:: Data ::

+--

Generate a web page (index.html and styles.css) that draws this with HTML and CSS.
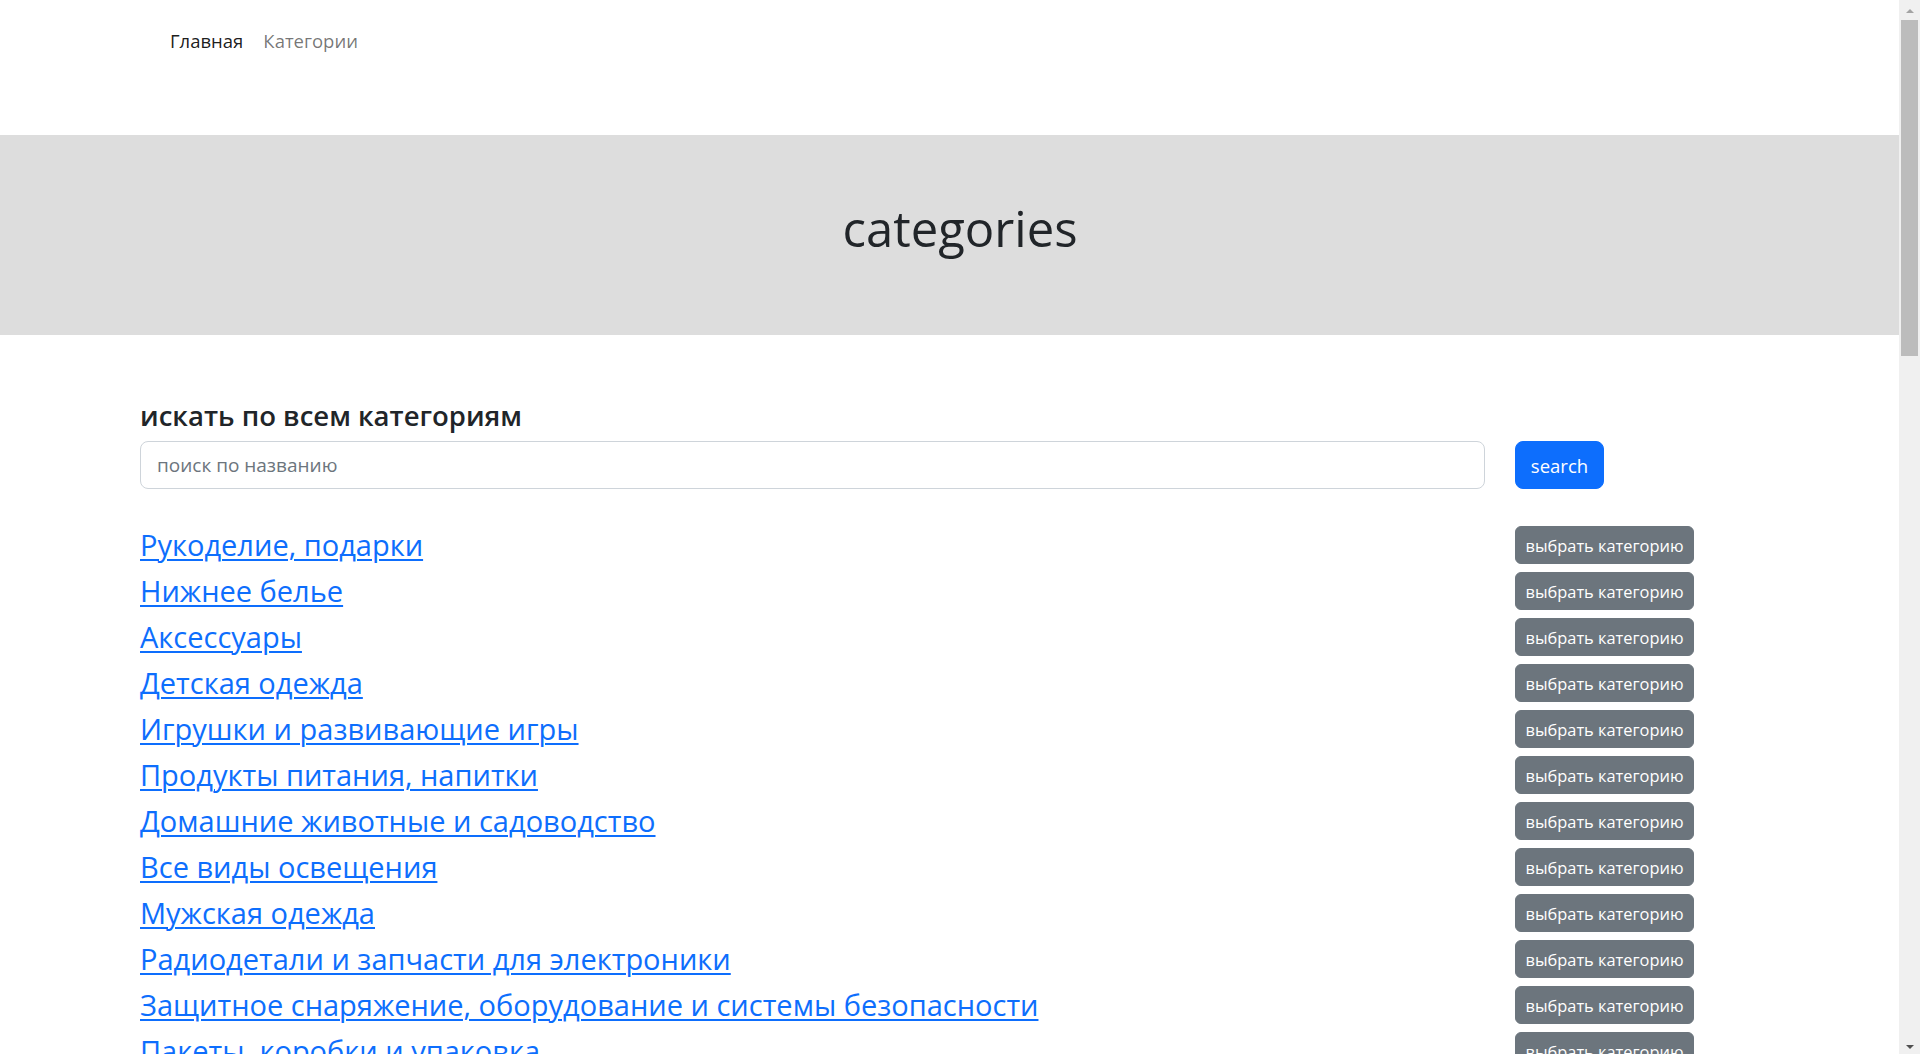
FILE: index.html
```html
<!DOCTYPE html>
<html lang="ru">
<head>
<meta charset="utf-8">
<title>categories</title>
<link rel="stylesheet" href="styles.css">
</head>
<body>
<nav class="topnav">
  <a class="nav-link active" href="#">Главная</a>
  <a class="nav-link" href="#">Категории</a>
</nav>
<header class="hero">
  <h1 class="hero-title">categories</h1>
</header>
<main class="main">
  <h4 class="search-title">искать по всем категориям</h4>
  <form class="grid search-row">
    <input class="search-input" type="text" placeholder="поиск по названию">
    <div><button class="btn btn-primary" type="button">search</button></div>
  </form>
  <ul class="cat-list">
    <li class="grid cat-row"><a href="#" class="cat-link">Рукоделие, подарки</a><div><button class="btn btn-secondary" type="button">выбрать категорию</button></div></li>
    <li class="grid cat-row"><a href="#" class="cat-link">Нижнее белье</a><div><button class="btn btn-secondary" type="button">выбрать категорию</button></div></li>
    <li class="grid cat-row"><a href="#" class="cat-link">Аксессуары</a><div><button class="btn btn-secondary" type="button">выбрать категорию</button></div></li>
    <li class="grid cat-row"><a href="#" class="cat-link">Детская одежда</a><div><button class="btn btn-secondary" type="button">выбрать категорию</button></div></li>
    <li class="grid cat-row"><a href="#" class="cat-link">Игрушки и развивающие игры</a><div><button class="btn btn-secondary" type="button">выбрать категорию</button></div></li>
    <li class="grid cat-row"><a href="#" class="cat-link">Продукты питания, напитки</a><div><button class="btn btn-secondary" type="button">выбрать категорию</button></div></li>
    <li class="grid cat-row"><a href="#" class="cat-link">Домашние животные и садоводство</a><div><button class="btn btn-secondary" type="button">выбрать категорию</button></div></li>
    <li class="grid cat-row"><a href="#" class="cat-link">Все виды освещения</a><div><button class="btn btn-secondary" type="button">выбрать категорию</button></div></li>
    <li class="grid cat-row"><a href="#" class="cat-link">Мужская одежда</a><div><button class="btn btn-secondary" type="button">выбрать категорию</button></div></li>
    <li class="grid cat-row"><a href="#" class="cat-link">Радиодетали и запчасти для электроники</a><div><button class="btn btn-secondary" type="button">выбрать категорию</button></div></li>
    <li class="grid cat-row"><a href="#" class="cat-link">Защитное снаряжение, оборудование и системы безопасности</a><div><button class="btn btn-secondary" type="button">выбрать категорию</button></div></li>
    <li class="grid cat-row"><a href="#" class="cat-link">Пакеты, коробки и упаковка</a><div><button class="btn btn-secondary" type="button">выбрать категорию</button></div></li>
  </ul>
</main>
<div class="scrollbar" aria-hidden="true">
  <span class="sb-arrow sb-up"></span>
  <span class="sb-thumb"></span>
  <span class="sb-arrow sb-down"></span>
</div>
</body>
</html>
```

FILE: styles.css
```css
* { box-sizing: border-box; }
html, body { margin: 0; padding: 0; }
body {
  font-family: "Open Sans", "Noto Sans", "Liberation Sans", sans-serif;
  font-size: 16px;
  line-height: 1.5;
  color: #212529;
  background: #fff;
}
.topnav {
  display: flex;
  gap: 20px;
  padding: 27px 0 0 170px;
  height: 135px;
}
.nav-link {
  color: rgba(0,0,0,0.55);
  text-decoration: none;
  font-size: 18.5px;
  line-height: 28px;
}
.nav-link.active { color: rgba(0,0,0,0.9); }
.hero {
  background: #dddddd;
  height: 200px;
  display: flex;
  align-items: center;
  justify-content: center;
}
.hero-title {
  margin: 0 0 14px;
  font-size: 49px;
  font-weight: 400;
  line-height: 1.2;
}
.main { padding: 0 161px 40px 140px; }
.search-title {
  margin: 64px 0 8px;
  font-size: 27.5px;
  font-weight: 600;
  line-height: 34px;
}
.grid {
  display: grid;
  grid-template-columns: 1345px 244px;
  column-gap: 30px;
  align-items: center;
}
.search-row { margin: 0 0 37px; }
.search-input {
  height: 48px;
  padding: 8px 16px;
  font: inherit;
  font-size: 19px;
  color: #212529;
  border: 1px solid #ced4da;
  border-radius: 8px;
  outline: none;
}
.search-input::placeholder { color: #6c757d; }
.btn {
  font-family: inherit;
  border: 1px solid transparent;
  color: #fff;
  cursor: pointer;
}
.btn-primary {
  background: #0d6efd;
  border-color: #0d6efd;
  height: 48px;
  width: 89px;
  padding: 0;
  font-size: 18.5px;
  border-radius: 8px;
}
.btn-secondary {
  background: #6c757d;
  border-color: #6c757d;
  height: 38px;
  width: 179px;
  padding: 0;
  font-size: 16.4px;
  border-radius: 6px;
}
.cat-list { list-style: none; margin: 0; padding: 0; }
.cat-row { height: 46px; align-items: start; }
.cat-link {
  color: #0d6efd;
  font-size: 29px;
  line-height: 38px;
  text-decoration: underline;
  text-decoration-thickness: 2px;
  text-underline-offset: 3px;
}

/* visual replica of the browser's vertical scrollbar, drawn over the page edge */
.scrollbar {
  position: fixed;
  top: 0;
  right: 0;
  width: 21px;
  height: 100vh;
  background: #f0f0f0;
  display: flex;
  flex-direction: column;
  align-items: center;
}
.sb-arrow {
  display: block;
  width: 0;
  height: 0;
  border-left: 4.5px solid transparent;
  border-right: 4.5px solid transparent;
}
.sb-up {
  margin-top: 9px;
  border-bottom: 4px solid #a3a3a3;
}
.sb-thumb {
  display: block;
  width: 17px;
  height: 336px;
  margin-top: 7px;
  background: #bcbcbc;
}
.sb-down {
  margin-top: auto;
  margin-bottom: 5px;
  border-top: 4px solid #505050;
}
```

+--

:: Task statement ::
Copy the listing over exactly, skipping the pictures it holds.

:: Exercise answer ::
Generate a web page (index.html and styles.css) that draws this with HTML and CSS.
FILE: index.html
```html
<!DOCTYPE html>
<html lang="ru">
<head>
<meta charset="utf-8">
<title>categories</title>
<link rel="stylesheet" href="styles.css">
</head>
<body>
<nav class="topnav">
  <a class="nav-link active" href="#">Главная</a>
  <a class="nav-link" href="#">Категории</a>
</nav>
<header class="hero">
  <h1 class="hero-title">categories</h1>
</header>
<main class="main">
  <h4 class="search-title">искать по всем категориям</h4>
  <form class="grid search-row">
    <input class="search-input" type="text" placeholder="поиск по названию">
    <div><button class="btn btn-primary" type="button">search</button></div>
  </form>
  <ul class="cat-list">
    <li class="grid cat-row"><a href="#" class="cat-link">Рукоделие, подарки</a><div><button class="btn btn-secondary" type="button">выбрать категорию</button></div></li>
    <li class="grid cat-row"><a href="#" class="cat-link">Нижнее белье</a><div><button class="btn btn-secondary" type="button">выбрать категорию</button></div></li>
    <li class="grid cat-row"><a href="#" class="cat-link">Аксессуары</a><div><button class="btn btn-secondary" type="button">выбрать категорию</button></div></li>
    <li class="grid cat-row"><a href="#" class="cat-link">Детская одежда</a><div><button class="btn btn-secondary" type="button">выбрать категорию</button></div></li>
    <li class="grid cat-row"><a href="#" class="cat-link">Игрушки и развивающие игры</a><div><button class="btn btn-secondary" type="button">выбрать категорию</button></div></li>
    <li class="grid cat-row"><a href="#" class="cat-link">Продукты питания, напитки</a><div><button class="btn btn-secondary" type="button">выбрать категорию</button></div></li>
    <li class="grid cat-row"><a href="#" class="cat-link">Домашние животные и садоводство</a><div><button class="btn btn-secondary" type="button">выбрать категорию</button></div></li>
    <li class="grid cat-row"><a href="#" class="cat-link">Все виды освещения</a><div><button class="btn btn-secondary" type="button">выбрать категорию</button></div></li>
    <li class="grid cat-row"><a href="#" class="cat-link">Мужская одежда</a><div><button class="btn btn-secondary" type="button">выбрать категорию</button></div></li>
    <li class="grid cat-row"><a href="#" class="cat-link">Радиодетали и запчасти для электроники</a><div><button class="btn btn-secondary" type="button">выбрать категорию</button></div></li>
    <li class="grid cat-row"><a href="#" class="cat-link">Защитное снаряжение, оборудование и системы безопасности</a><div><button class="btn btn-secondary" type="button">выбрать категорию</button></div></li>
    <li class="grid cat-row"><a href="#" class="cat-link">Пакеты, коробки и упаковка</a><div><button class="btn btn-secondary" type="button">выбрать категорию</button></div></li>
  </ul>
</main>
<div class="scrollbar" aria-hidden="true">
  <span class="sb-arrow sb-up"></span>
  <span class="sb-thumb"></span>
  <span class="sb-arrow sb-down"></span>
</div>
</body>
</html>
```

FILE: styles.css
```css
* { box-sizing: border-box; }
html, body { margin: 0; padding: 0; }
body {
  font-family: "Open Sans", "Noto Sans", "Liberation Sans", sans-serif;
  font-size: 16px;
  line-height: 1.5;
  color: #212529;
  background: #fff;
}
.topnav {
  display: flex;
  gap: 20px;
  padding: 27px 0 0 170px;
  height: 135px;
}
.nav-link {
  color: rgba(0,0,0,0.55);
  text-decoration: none;
  font-size: 18.5px;
  line-height: 28px;
}
.nav-link.active { color: rgba(0,0,0,0.9); }
.hero {
  background: #dddddd;
  height: 200px;
  display: flex;
  align-items: center;
  justify-content: center;
}
.hero-title {
  margin: 0 0 14px;
  font-size: 49px;
  font-weight: 400;
  line-height: 1.2;
}
.main { padding: 0 161px 40px 140px; }
.search-title {
  margin: 64px 0 8px;
  font-size: 27.5px;
  font-weight: 600;
  line-height: 34px;
}
.grid {
  display: grid;
  grid-template-columns: 1345px 244px;
  column-gap: 30px;
  align-items: center;
}
.search-row { margin: 0 0 37px; }
.search-input {
  height: 48px;
  padding: 8px 16px;
  font: inherit;
  font-size: 19px;
  color: #212529;
  border: 1px solid #ced4da;
  border-radius: 8px;
  outline: none;
}
.search-input::placeholder { color: #6c757d; }
.btn {
  font-family: inherit;
  border: 1px solid transparent;
  color: #fff;
  cursor: pointer;
}
.btn-primary {
  background: #0d6efd;
  border-color: #0d6efd;
  height: 48px;
  width: 89px;
  padding: 0;
  font-size: 18.5px;
  border-radius: 8px;
}
.btn-secondary {
  background: #6c757d;
  border-color: #6c757d;
  height: 38px;
  width: 179px;
  padding: 0;
  font-size: 16.4px;
  border-radius: 6px;
}
.cat-list { list-style: none; margin: 0; padding: 0; }
.cat-row { height: 46px; align-items: start; }
.cat-link {
  color: #0d6efd;
  font-size: 29px;
  line-height: 38px;
  text-decoration: underline;
  text-decoration-thickness: 2px;
  text-underline-offset: 3px;
}

/* visual replica of the browser's vertical scrollbar, drawn over the page edge */
.scrollbar {
  position: fixed;
  top: 0;
  right: 0;
  width: 21px;
  height: 100vh;
  background: #f0f0f0;
  display: flex;
  flex-direction: column;
  align-items: center;
}
.sb-arrow {
  display: block;
  width: 0;
  height: 0;
  border-left: 4.5px solid transparent;
  border-right: 4.5px solid transparent;
}
.sb-up {
  margin-top: 9px;
  border-bottom: 4px solid #a3a3a3;
}
.sb-thumb {
  display: block;
  width: 17px;
  height: 336px;
  margin-top: 7px;
  background: #bcbcbc;
}
.sb-down {
  margin-top: auto;
  margin-bottom: 5px;
  border-top: 4px solid #505050;
}
```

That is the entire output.